We can shift an exponential function by multiplying the exponential term by a coefficient so that the function f(x)=b^{x} will become f(x)=a*b^{x}.

**The shifting results:**

The y axis intercept will become a*1=a.

The asymptote remains unchanged (x=0).

The other end of the function that approaches infinity remains unchanged.

The graphs below show the functions f(x)=0.5^{x} , f(x)=5*0.5^{x}, f(x)=3^{x} and f(x)=5*3^{x}.

The table near the graphs shows different (x,y) values that were taken to plot the graphs.

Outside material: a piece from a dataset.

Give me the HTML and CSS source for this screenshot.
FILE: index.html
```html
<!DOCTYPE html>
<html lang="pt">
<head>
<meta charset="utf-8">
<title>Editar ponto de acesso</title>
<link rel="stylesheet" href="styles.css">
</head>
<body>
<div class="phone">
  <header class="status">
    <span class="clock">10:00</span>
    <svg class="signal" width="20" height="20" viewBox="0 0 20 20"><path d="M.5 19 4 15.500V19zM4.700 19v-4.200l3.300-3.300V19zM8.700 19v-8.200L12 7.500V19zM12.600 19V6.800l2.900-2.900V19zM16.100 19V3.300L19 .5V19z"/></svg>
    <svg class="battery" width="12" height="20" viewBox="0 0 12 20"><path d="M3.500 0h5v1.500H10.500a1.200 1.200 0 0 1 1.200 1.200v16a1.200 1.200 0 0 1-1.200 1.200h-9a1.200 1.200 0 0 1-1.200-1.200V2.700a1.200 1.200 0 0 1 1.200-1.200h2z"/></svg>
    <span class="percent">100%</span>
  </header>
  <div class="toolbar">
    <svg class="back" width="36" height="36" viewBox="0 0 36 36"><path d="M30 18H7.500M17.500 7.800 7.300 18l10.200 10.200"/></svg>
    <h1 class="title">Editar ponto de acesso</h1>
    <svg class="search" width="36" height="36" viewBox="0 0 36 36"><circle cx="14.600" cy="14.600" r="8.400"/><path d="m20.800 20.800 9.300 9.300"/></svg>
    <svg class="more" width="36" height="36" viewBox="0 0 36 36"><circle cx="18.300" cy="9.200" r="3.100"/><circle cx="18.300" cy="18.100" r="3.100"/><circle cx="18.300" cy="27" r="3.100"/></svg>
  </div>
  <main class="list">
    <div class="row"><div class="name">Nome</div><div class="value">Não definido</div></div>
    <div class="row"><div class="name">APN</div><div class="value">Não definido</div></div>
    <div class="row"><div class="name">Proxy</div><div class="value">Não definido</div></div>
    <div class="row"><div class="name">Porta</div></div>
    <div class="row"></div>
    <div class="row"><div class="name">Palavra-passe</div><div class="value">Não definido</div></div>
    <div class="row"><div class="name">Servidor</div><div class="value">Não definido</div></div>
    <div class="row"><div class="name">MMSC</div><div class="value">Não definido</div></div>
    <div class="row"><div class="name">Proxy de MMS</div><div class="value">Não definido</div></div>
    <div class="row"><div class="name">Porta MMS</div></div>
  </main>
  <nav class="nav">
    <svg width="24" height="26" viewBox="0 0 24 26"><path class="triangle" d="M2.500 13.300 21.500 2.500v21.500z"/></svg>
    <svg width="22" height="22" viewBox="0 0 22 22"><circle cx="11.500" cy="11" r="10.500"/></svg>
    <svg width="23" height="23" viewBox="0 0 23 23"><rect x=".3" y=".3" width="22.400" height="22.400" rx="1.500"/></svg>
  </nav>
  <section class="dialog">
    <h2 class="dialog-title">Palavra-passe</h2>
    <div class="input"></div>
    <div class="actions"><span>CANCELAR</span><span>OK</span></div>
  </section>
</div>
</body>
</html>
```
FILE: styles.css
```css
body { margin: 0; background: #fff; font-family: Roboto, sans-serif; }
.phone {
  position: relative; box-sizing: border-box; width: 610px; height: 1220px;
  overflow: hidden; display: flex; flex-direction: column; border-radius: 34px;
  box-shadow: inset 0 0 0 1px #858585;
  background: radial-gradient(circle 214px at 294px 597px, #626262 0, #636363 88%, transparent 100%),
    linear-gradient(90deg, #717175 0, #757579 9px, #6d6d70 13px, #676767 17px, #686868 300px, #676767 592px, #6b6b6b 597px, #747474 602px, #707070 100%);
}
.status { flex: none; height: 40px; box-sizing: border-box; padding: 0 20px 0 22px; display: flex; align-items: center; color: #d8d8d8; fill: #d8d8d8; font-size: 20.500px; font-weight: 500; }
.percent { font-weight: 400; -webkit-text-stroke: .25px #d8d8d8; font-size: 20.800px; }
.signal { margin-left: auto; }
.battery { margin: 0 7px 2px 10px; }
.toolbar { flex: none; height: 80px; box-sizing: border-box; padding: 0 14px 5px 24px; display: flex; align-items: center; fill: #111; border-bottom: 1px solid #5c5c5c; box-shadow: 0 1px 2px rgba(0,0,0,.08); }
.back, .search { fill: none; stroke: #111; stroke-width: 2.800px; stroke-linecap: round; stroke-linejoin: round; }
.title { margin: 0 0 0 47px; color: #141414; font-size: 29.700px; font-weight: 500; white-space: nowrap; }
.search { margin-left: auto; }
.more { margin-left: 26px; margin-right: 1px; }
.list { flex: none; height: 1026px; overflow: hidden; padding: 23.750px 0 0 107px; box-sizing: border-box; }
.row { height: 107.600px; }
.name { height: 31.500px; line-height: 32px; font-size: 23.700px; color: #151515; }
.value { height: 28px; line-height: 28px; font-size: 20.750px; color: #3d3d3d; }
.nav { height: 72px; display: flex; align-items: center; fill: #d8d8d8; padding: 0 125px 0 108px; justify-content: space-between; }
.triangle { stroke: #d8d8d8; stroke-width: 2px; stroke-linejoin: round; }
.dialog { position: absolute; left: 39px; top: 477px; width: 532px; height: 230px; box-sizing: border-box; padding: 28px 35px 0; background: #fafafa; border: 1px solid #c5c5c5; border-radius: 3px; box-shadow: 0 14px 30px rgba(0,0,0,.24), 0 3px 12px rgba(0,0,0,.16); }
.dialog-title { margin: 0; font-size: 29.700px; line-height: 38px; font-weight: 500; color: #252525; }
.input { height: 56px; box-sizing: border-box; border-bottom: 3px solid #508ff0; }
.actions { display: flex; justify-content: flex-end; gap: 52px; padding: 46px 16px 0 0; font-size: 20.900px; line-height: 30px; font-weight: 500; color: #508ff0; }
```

The y axis intersection points are marked in red in the table and on the graph. The y axis intersection point before shifting was y=1 and after the shifting it became y=a*1=5.

Note that the shifting size of each point is different, since bigger x values result in a bigger output and therefore a bigger shifting, you can see the change comparing the columns of the tables.

The asymptotes of both functions remained unchanged, they are marked in black in the tables and on the graphs.

#### Shifting an exponential function- adding a constant term and multiplying by a coefficient

The basic function f(x)=b^{x} will become f(x)=a*b^{x}+d.

**The shifting results:**

The y axis intercept will become a*1+d=a+d.

The asymptote will be x=d.

The other end of the function that approaches infinity remains unchanged.

The graphs below show the functions f(x)=0.5^{x} , f(x)=5*0.5^{x}+10, f(x)=3^{x} and f(x)=5*3^{x}+10.

The table near the graphs shows different (x,y) values that were taken to plot the graphs.

The y axis intersection points are marked in red in the table and on the graphs. The y axis intersection point before shifting was y=1 and after the shifting it became y=a*1+d=5*1+10=15.

Note that the shifting size of each point is different, since bigger x values result in a bigger output and therefore a bigger shifting, you can see the change comparing the columns of the tables.

The asymptotes of both functions shifted up by the size of the constant d (d=10), they are marked in black in the table and on the graphs.